You will often see me talking about “memory” here. When I say “memory” I normally talk about RAM, not HDD or SSD storage. RAM is the place where OS loads a program before execution. This is the list of access speed of different memory types in descending order:

registers;
RAM;
SSD;
HDD;

i.e. registers are most easy for processor to access, RAM takes a bit more time, and SSD and HDD are slowest to read or write.

In general, instructions with all their operands provided as registers, will execute faster than those having memory operands. This is due to the fact, that registers are already implemented within CPU by its own circuits. Instructions are commands with operands, which are transferred to the processor for execution. You can associate instructions with functions, the difference is the former perform very tiny work. As instruction operand, you can specify register, memory value at particular address using brackets, or immediate value, last one is just a number.
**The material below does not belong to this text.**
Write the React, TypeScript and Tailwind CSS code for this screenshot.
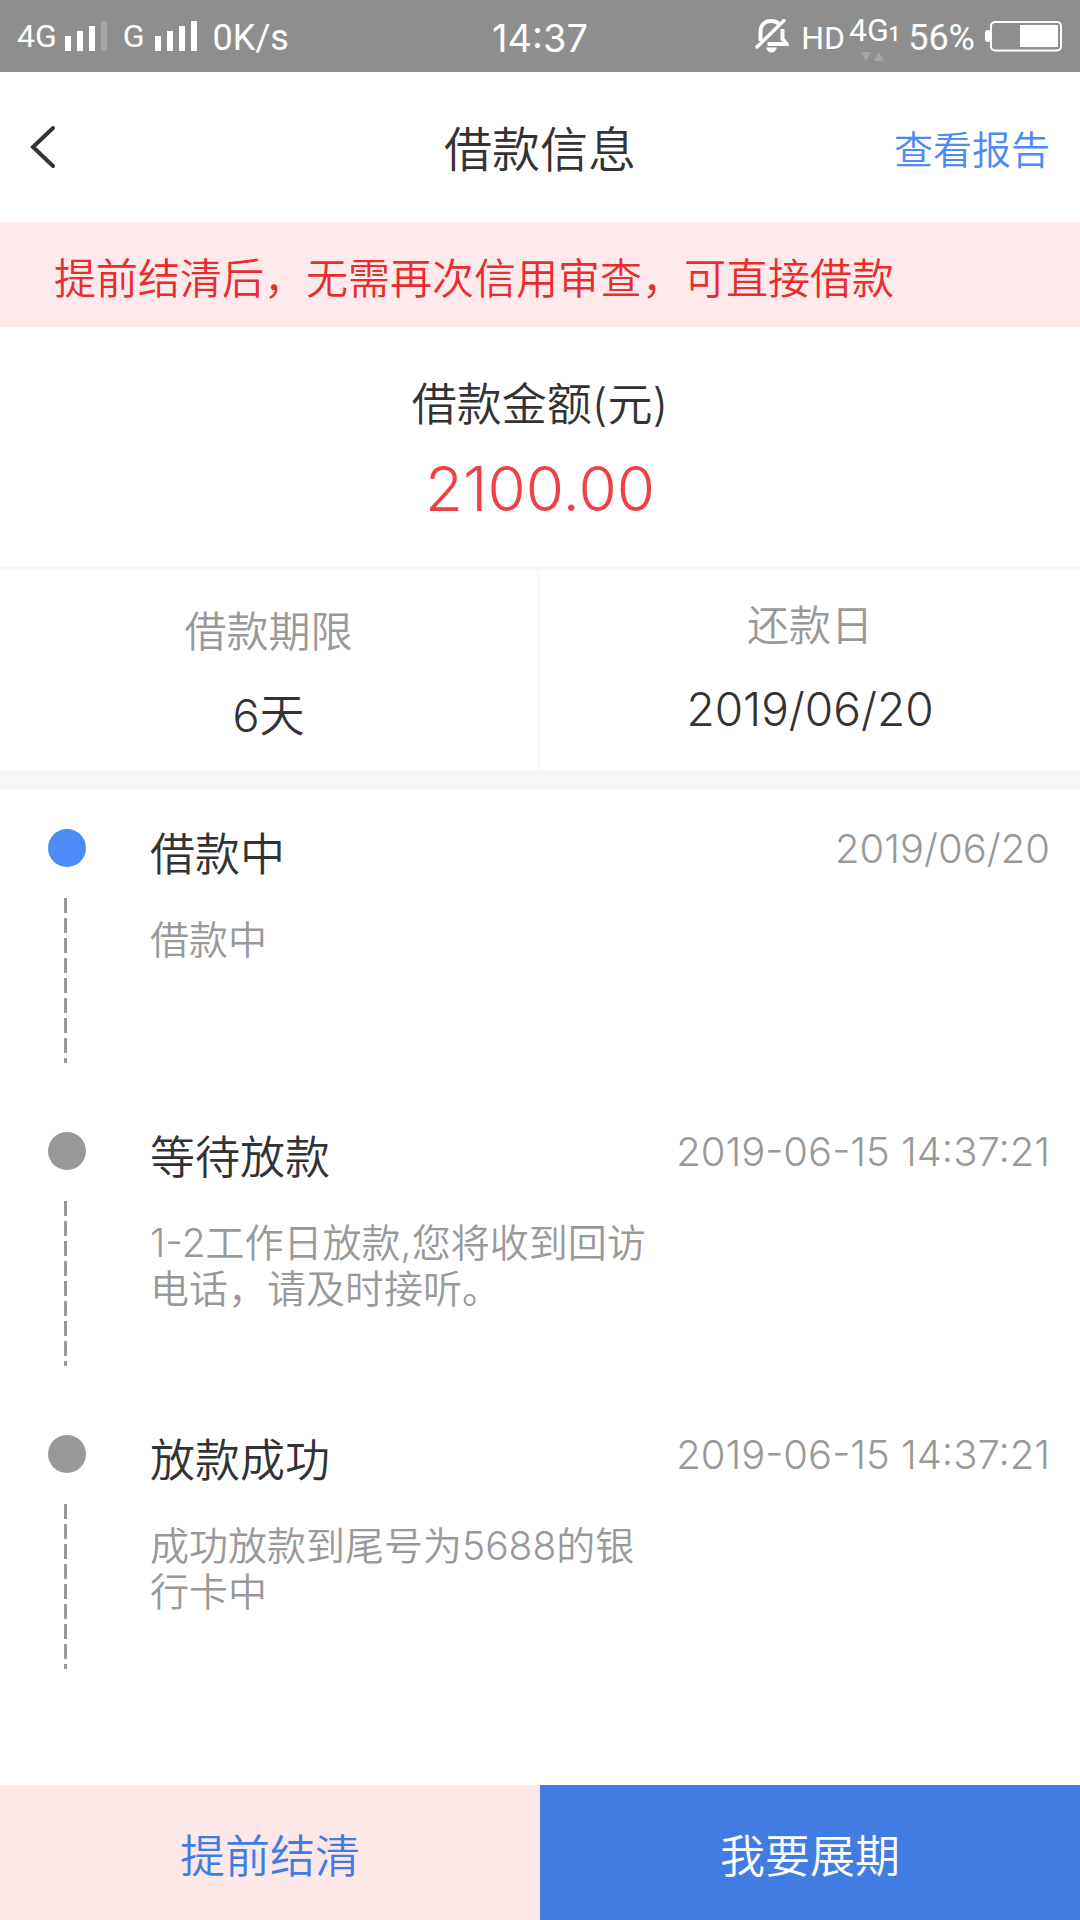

This is a small detour just to show what instructions are and what operands they can take:

MOV EAX, EBX                     ; this instruction transfers(MOVes) data in EBX register to EAX register
MOV EAX, dword ptr [0xDEADBEEF]  ; transfer a DWORD(4 bytes of memory) at memory address 0xDEADBEEF to EAX register
MOV EAX, 0xDEADBEEF              ; transfer 0xDEADBEEF number to EAX

“dword ptr” means “take value of address at”.

DWORD is name of memory unit containing 4 bytes. There are other units as well: BYTE(sometimes called halfword) is 1 byte, WORD is 2 bytes, DWORD(doubleword?) is 4 bytes, QWORD(quadraword?) is 8 bytes. “Word” is an old term in computer architecture: “In computing, a word is the natural unit of data used by a particular processor design. A word is a fixed-sized piece of data handled as a unit by the instruction set or the hardware of the processor."

Ideally, for a processor with 16-bit only registers, a word has 2 bytes of length; for 32-bit processors - word consists of 4 bytes. But in reality, when someone refers to something as “word”, it would always mean 2 bytes, despite what capability computer has to address memory: “Another example is the x86 family, of which processors of three different word lengths (16-bit, later 32- and 64-bit) have been released, while word continues to designate a 16-bit quantity."

Many instructions take 2 operands, or 1 operand, or none. 2-operands instructions have a source operand and destination operand, like in MOV. Instructions with one operand have it as destination operand. Why are “destination” and “source” operands called this way, you might ask? Most x86 instructions work this way: take a source operand, do some operation on operands(like adding), and put result in destination operand.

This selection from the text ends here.